Ik vrees de dag dat we geen kerstboom meer zullen hebben, en ik weet dat het nergens op slaat, maar het voelt altijd nabij. Wij zullen niet snel een echte kerstboom nemen als we hoogpolig tapijt hebben, zoals bij je opa en oma destijds, die maanden later nog naalden vonden. Misschien is het laten zien van wat reliëf in het verhaal van onze familie ook wel uit zelfbescherming geboren, omdat het dan nooit alleen door mij komt. En misschien compenseer ik inderdaad, krijgen jullie meer dan goed voor jullie is, maar weet dan waar het vandaan komt. Want toen, als het had gesneeuwd en de zon scheen, leek het uitzicht eindeloos. Maar inmiddels voel ik: ik moet in beweging blijven en niet blijven staren. Terwijl het uitzicht dat we nu hebben, zonder fabrieken en pakhuizen, natuurlijk meer te bieden heeft. Maar toch, de sneeuw uit mijn jeugd blijf ik zien. Het gevoel dat het nog steeds bij me oproept doet me altijd denken aan het gedicht ‘Stopping by woods on a snowy evening’ van Robert Frost.

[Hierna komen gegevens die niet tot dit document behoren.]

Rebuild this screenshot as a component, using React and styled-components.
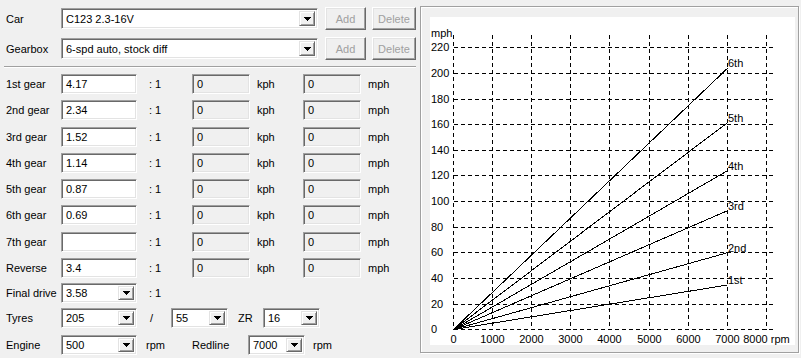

The woods are lovely, dark and deep.
But I have promises to keep,
And miles to go before I sleep,
And miles to go before I sleep.
Want we zongen dan wel geen kerstliedjes, en hala en ik stopten met cadeaus onder de boom voor opa en oma in plaats van andersom, we deden het wel. En het bleef daar niet bij. We kregen het jaar daarop misschien geen kerstboom, omdat de naalden maanden later nog uit het tapijt geklopt werden, we vieren sinds die dag wel elk jaar kerst. Met of zonder sneeuw en met of zonder kerstboom.